Amor por la naturaleza
Transcurría el año 1958
disfrutando de una juventud relajada, sosegada y tranquila. Todo lo tenía sin
excesos, con lo que bastaba para ser feliz. Gustaba del buen vestir, con ropas
cómodas y deportivas, que no eran bien vistas por el vulgo retrógrado de la
comarca, pues se salía de las costumbres ancestrales. Él había crecido en un
hogar, donde le habían enseñado a tener personalidad; por eso, poco o nada le
importaban los cuchicheos de la gente, aunque no dejaba de ser molesto, sobre
todo aquel murmullo, en que se ponía en duda la hombría. De ello, queda una
anécdota.
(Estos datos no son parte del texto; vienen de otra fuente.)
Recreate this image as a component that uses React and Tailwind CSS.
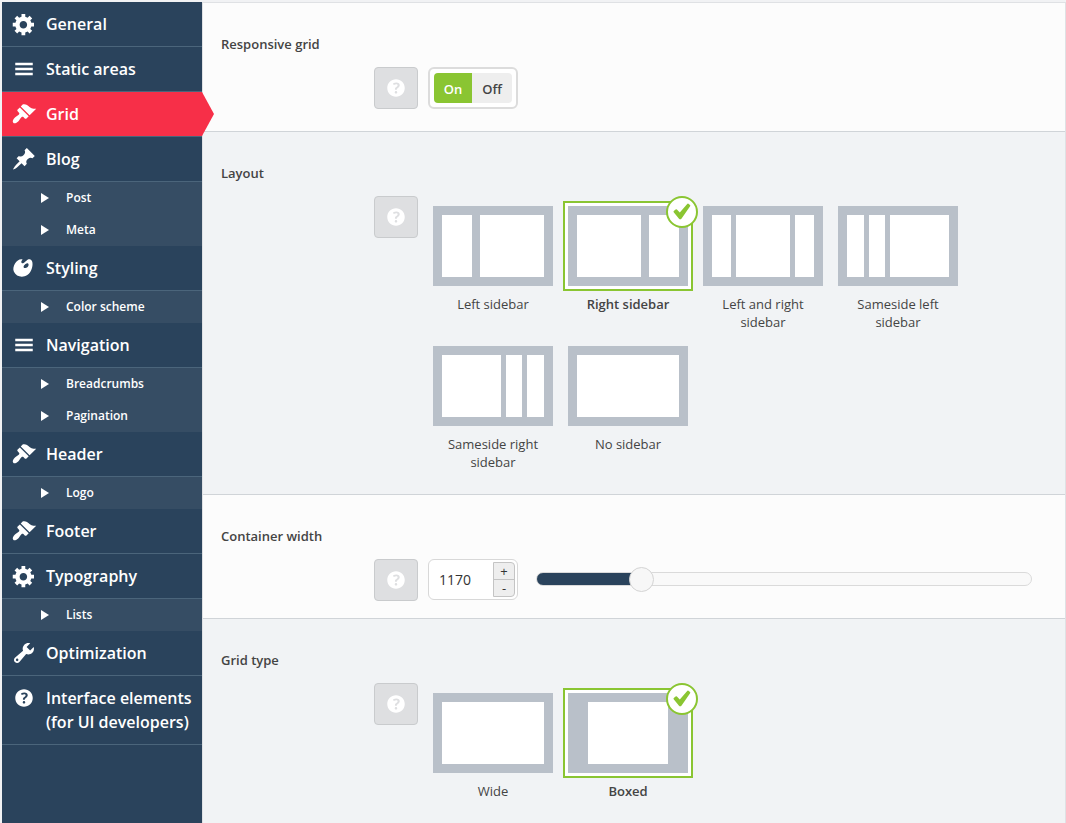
import { useState } from "react";

const ICONS = {
  cog: "M18 12h-2.18c-.17.7-.44 1.35-.81 1.93l1.54 1.54-2.1 2.1-1.54-1.54c-.58.36-1.23.63-1.91.79V19H8v-2.18c-.68-.16-1.33-.43-1.91-.79l-1.54 1.54-2.12-2.12 1.54-1.54c-.36-.58-.63-1.23-.79-1.91H1V9.03h2.17c.16-.7.44-1.35.8-1.94L2.43 5.55l2.1-2.1 1.54 1.54c.58-.37 1.24-.64 1.93-.81V2h3v2.18c.68.16 1.33.43 1.91.79l1.54-1.54 2.12 2.12-1.54 1.54c.36.59.64 1.24.8 1.94H18V12zm-8.5 1.5c1.66 0 3-1.34 3-3s-1.34-3-3-3-3 1.34-3 3 1.34 3 3 3z",
  brush:
    "M14.48 11.06L7.41 3.99l1.5-1.5c.5-.56 2.3-.47 3.51.32 1.21.8 1.43 1.28 2.91 2.1 1.18.64 2.45 1.26 4.45.85zm-.71.71L6.7 4.7 4.93 6.47c-.39.39-.39 1.02 0 1.41l1.06 1.06c.39.39.39 1.03 0 1.42-.6.6-1.43 1.11-2.21 1.69-.35.26-.7.53-1.01.84C1.43 14.23.4 16.08 1.4 17.07c.99 1 2.84-.03 4.18-1.36.31-.31.58-.66.85-1.02.57-.78 1.08-1.61 1.69-2.21.39-.39 1.02-.39 1.41 0l1.06 1.06c.39.39 1.02.39 1.41 0z",
  pin: "M10.44 3.02l1.82-1.82 6.36 6.35-1.83 1.82c-1.05-.68-2.48-.57-3.41.36l-.75.75c-.92.93-1.04 2.35-.35 3.41l-1.83 1.82-2.41-2.41-2.8 2.79c-.42.42-3.38 2.71-3.8 2.29s1.86-3.39 2.28-3.81l2.79-2.79L4.1 9.36l1.83-1.82c1.05.69 2.48.57 3.4-.36l.75-.75c.93-.92 1.05-2.35.36-3.41z",
  art: "M8.55 3.06c1.01.34-1.95 2.01-.1 3.13 1.04.63 3.31-2.22 4.45-2.86.97-.54 2.67-.65 3.53 1.23 1.09 2.38.14 8.57-3.79 11.06-3.97 2.5-8.97 1.23-10.7-2.66-2.01-4.53 3.12-11.09 6.61-9.9zm1.21 6.45c.73 1.64 4.7-.5 3.79-2.8-.59-1.49-4.48 1.25-3.79 2.8z",
  tools:
    "M16.68 9.77c-1.34 1.34-3.3 1.67-4.95.99l-5.41 6.52c-.99.99-2.59.99-3.58 0s-.99-2.59 0-3.57l6.52-5.42c-.68-1.65-.35-3.61.99-4.95 1.28-1.28 3.12-1.62 4.72-1.06l-2.89 2.89 2.82 2.82 2.86-2.87c.53 1.58.18 3.39-1.08 4.65zM3.81 16.21c.4.39 1.04.39 1.43 0 .4-.4.4-1.04 0-1.43-.39-.4-1.03-.4-1.43 0-.39.39-.39 1.03 0 1.43z",
  menu: "M17 7V5H3v2h14zm0 4V9H3v2h14zm0 4v-2H3v2h14z",
  help: "M17 10c0-3.87-3.14-7-7-7-3.87 0-7 3.13-7 7s3.13 7 7 7c3.86 0 7-3.13 7-7zm-6.3 1.48H9.14v-.43c0-.38.08-.7.24-.98s.46-.57.88-.89c.41-.29.68-.53.81-.71.14-.18.2-.39.2-.62 0-.25-.09-.44-.28-.58-.19-.13-.45-.19-.79-.19-.58 0-1.25.19-2 .57l-.64-1.28c.87-.49 1.8-.74 2.77-.74.81 0 1.45.2 1.92.58.48.39.71.91.71 1.55 0 .43-.09.8-.29 1.11-.19.32-.57.67-1.11 1.06-.38.28-.61.49-.71.63-.1.15-.15.34-.15.57v.35zm-1.47 2.74c-.18-.17-.27-.42-.27-.73 0-.33.08-.58.26-.75s.43-.25.77-.25c.32 0 .57.09.75.26s.27.42.27.74c0 .3-.09.55-.27.72-.18.18-.43.27-.75.27-.33 0-.58-.09-.76-.26z",
};

const NAV = [
  { label: "General", icon: "cog" },
  { label: "Static areas", icon: "menu" },
  { label: "Grid", icon: "brush", active: true },
  { label: "Blog", icon: "pin", children: ["Post", "Meta"] },
  { label: "Styling", icon: "art", children: ["Color scheme"] },
  { label: "Navigation", icon: "menu", children: ["Breadcrumbs", "Pagination"] },
  { label: "Header", icon: "brush", children: ["Logo"] },
  { label: "Footer", icon: "brush" },
  { label: "Typography", icon: "cog", children: ["Lists"] },
  { label: "Optimization", icon: "tools" },
  { label: "Interface elements (for UI developers)", icon: "help" },
];

const LAYOUTS = [
  { label: "Left sidebar", gap: "gap-2", columns: ["w-[30px]", "flex-1"] },
  { label: "Right sidebar", gap: "gap-2", columns: ["flex-1", "w-[30px]"] },
  { label: "Left and right sidebar", gap: "gap-[5px]", columns: ["w-[19px]", "flex-1", "w-[19px]"] },
  { label: "Sameside left sidebar", gap: "gap-[5px]", columns: ["w-[17px]", "w-4", "flex-1"] },
  { label: "Sameside right sidebar", gap: "gap-[5px]", columns: ["flex-1", "w-4", "w-[17px]"] },
  { label: "No sidebar", gap: "gap-0", columns: ["flex-1"] },
];

const GRID_TYPES = [
  { label: "Wide", gap: "gap-0", columns: ["flex-1"] },
  { label: "Boxed", gap: "gap-0", columns: ["w-20"] },
];

function Icon({ name }) {
  return (
    <svg viewBox="-0.4 -0.4 20.8 20.8" className="size-[26px] shrink-0 fill-current" aria-hidden="true">
      <path d={ICONS[name]} />
    </svg>
  );
}

function NavItem({ item }) {
  return (
    <li>
      <a
        href="#"
        aria-current={item.active ? "page" : undefined}
        className={`relative flex gap-[9px] border-b border-[#4b657b] py-2.5 pl-[9px] text-base leading-6 font-semibold text-white ${
          item.active ? "bg-[#f72f48]" : ""
        }`}
      >
        <span className="flex h-6 shrink-0 items-center">
          <Icon name={item.icon} />
        </span>
        <span>{item.label}</span>
        {item.active && (
          <svg viewBox="0 0 12 44" className="absolute top-0 left-full h-11 w-3 fill-[#f72f48]" aria-hidden="true">
            <path d="M0 0L12 22L0 44z" />
          </svg>
        )}
      </a>
      {item.children && (
        <ul className="bg-[#364d64]">
          {item.children.map((child) => (
            <li key={child}>
              <a href="#" className="flex h-8 items-center gap-[17px] pl-[39px] text-xs font-semibold text-white">
                <svg viewBox="0 0 8 10" className="h-2.5 w-2 fill-white" aria-hidden="true">
                  <path d="M0 0L8 5L0 10z" />
                </svg>
                <span>{child}</span>
              </a>
            </li>
          ))}
        </ul>
      )}
    </li>
  );
}

function Section({ title, className, children }) {
  return (
    <section className={`border-[#d0d4d8] pt-8 pr-[33px] pl-[18px] ${className}`}>
      <h2 className="text-[13px] leading-[18px] font-semibold text-[#444]">{title}</h2>
      <div className="mt-3.5 flex items-start gap-2.5 pl-[153px]">
        <button
          type="button"
          aria-label={`Help: ${title}`}
          className="flex h-[42px] w-11 shrink-0 items-center justify-center rounded border border-[#c9cbcd] bg-[#dedfe1] text-white"
        >
          <Icon name="help" />
        </button>
        {children}
      </div>
    </section>
  );
}

function Tiles({ name, options, value, onChange }) {
  return (
    <div className="flex flex-wrap gap-x-[5px] gap-y-2.5 pt-[5px]">
      {options.map((option) => {
        const selected = option.label === value;
        return (
          <label key={option.label} className="relative flex w-[130px] cursor-pointer flex-col gap-1">
            <input
              type="radio"
              name={name}
              checked={selected}
              onChange={() => onChange(option.label)}
              className="sr-only"
            />
            <span
              className={`block border-2 p-[3px] ${selected ? "border-[#8ac532] bg-white" : "border-transparent"}`}
            >
              <span className={`flex h-20 justify-center bg-[#b9c0c9] p-[9px] ${option.gap}`}>
                {option.columns.map((width, i) => (
                  <span key={i} className={`bg-white ${width}`} />
                ))}
              </span>
            </span>
            <span
              className={`px-4 text-center text-[13px] leading-[18px] text-[#444] ${selected ? "font-semibold" : ""}`}
            >
              {option.label}
            </span>
            {selected && (
              <span className="absolute -top-[5px] -right-[5px] flex size-8 items-center justify-center rounded-full border-2 border-[#8ac532] bg-white">
                <svg viewBox="0 0 18 18" className="size-[18px] fill-[#8ac532]" aria-hidden="true">
                  <path d="M.7 9.2Q.2 8.700 .8 8.100L2.600 6.500Q3.300 6 3.900 6.600L6.800 9.500L14.200.9Q14.800.3 15.500.8L17 2Q17.600 2.600 17.100 3.300L8.600 15.400Q7.300 17 6 15.700z" />
                </svg>
              </span>
            )}
          </label>
        );
      })}
    </div>
  );
}

const MIN_WIDTH = 900;
const MAX_WIDTH = 2270;

export default function App() {
  const [responsive, setResponsive] = useState("On");
  const [layout, setLayout] = useState("Right sidebar");
  const [gridType, setGridType] = useState("Boxed");
  const [width, setWidth] = useState(1170);
  const filled = ((width - MIN_WIDTH) / (MAX_WIDTH - MIN_WIDTH)) * 100;

  return (
    <div className="flex min-h-screen bg-[#f1f2f4] pt-0.5 pl-0.5 font-['Open_Sans',sans-serif]">
      <nav className="w-[200px] shrink-0 bg-[#2a435c]">
        <ul>
          {NAV.map((item) => (
            <NavItem key={item.label} item={item} />
          ))}
        </ul>
      </nav>

      <main className="min-w-0 flex-1 border-t border-r border-l border-[#dfe1e4] bg-[#f1f3f5]">
        <Section title="Responsive grid" className="border-b bg-[#fcfcfc] pb-[22px]">
          <div className="flex rounded-md border-2 border-[#dcdcdc] bg-white p-1">
            {["On", "Off"].map((option) => (
              <label
                key={option}
                className={`flex h-[30px] cursor-pointer items-center justify-center pt-px text-[13px] leading-5 font-semibold first:w-[38px] first:rounded-l-sm last:w-10 last:rounded-r-sm ${
                  responsive === option ? "bg-[#8ac532] text-white" : "bg-[#eee] text-[#444]"
                }`}
              >
                <input
                  type="radio"
                  name="responsive"
                  checked={responsive === option}
                  onChange={() => setResponsive(option)}
                  className="sr-only"
                />
                {option}
              </label>
            ))}
          </div>
        </Section>

        <Section title="Layout" className="border-b pb-[23px]">
          <Tiles name="layout" options={LAYOUTS} value={layout} onChange={setLayout} />
        </Section>

        <Section title="Container width" className="border-b bg-[#fcfcfc] pb-[17px]">
          <div className="flex h-[41px] w-[90px] shrink-0 rounded-md border border-[#d8d8d8] bg-white py-0.5 pr-0.5 pl-2.5">
            <input
              type="number"
              aria-label="Container width"
              value={width}
              onChange={(e) => setWidth(Number(e.target.value))}
              className="min-w-0 flex-1 appearance-none bg-transparent text-sm text-[#333] outline-none [-moz-appearance:textfield] [&::-webkit-inner-spin-button]:appearance-none"
            />
            <div className="flex w-[22px] flex-col divide-y divide-[#c4c4c4] rounded-r border border-[#c4c4c4] bg-[#eee] text-[13px] leading-none text-[#333]">
              <button type="button" aria-label="Increase" className="flex-1" onClick={() => setWidth(width + 1)}>
                +
              </button>
              <button type="button" aria-label="Decrease" className="flex-1" onClick={() => setWidth(width - 1)}>
                -
              </button>
            </div>
          </div>
          <div className="flex h-10 min-w-0 flex-1 items-center pl-2">
            <input
              type="range"
              aria-label="Container width slider"
              min={MIN_WIDTH}
              max={MAX_WIDTH}
              value={width}
              onChange={(e) => setWidth(Number(e.target.value))}
              style={{
                backgroundImage: `linear-gradient(to right, #2a435c ${filled}%, #f9f9f9 ${filled}%)`,
              }}
              className="h-3.5 w-full cursor-pointer appearance-none rounded-full border border-[#dadada] bg-origin-border [&::-webkit-slider-thumb]:size-[25px] [&::-webkit-slider-thumb]:appearance-none [&::-webkit-slider-thumb]:rounded-full [&::-webkit-slider-thumb]:border [&::-webkit-slider-thumb]:border-[#d4d4d4] [&::-webkit-slider-thumb]:bg-[#f7f7f7]"
            />
          </div>
        </Section>

        <Section title="Grid type" className="pb-[17px]">
          <Tiles name="grid-type" options={GRID_TYPES} value={gridType} onChange={setGridType} />
        </Section>
      </main>
    </div>
  );
}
Alguna señora atrevida, se lo enrostró y con suma delicadeza le
respondió: en su buen gusto queda comprobarlo mi sexapilosa señora. La dama se
desconcertó, tomando la actitud de perro regañado.
Era la costumbre en
aquellas épocas, que el galán visitara en la casa, a la amada Dulcinea, ya
fuera en taburetes en los amplios zaguanes bajo la mirada expectante de suegros
o de un travieso cuñadito o parado ante la inmensa ventana largo tiempo, en que
el cansancio hacía temblar las rodillas; pero, se ha dicho, que el amor puede
con todo. Pasaban las semanas en las mismas posturas y cuando los padres
notaban las buenas intenciones del enamorado, les permitían a la pareja una
salida hasta el kiosco, único lugar en que las damas podían entrar a tomarse un
refresco (lo demás eran cantinas); ya allí, el acaramelado pretendiente, pedía
para ella una Coca-Cola, un aguardiente para él y unas monedas para echarle al
piano. No sé hacía esperar un disco de Juan Arvizu en un bolero sentimental
lleno de poesía, enrojecía la cara de la dama y un suspiro entrecortado se
dejaba escuchar, manifestación inequívoca de que estaba enamorada hasta más no
poder.
Cargando el peso de los años
Hacia el costado sur
del parque, a cuadra y media se abrió una heladería. Allí se encontraban cada
domingo un grupo de amigos a departir y entre libaciones, notaba él, que
siempre en la casa del frente, se sentaba a la ventana una damita, que con
disimulo, observaba el grupo; impulsado tal vez, por el licor, se le acercó,
tomando la misma actitud de los enamorados. Sentía el mismo cansancio. La
escena se repitió hasta que un día no volvió. Sentía que hacía mal, que no debía
crear en el corazón de aquella criatura un sentimiento de amor, para después
dejarla tirada a la deriva, cuando lo que pretendía era experimentar lo que
sentían los galanes en aquellos devaneos a que los impulsaba el dios Cupido. El
ensayo jamás se repitió, dándose cuenta que el amor puede con todo.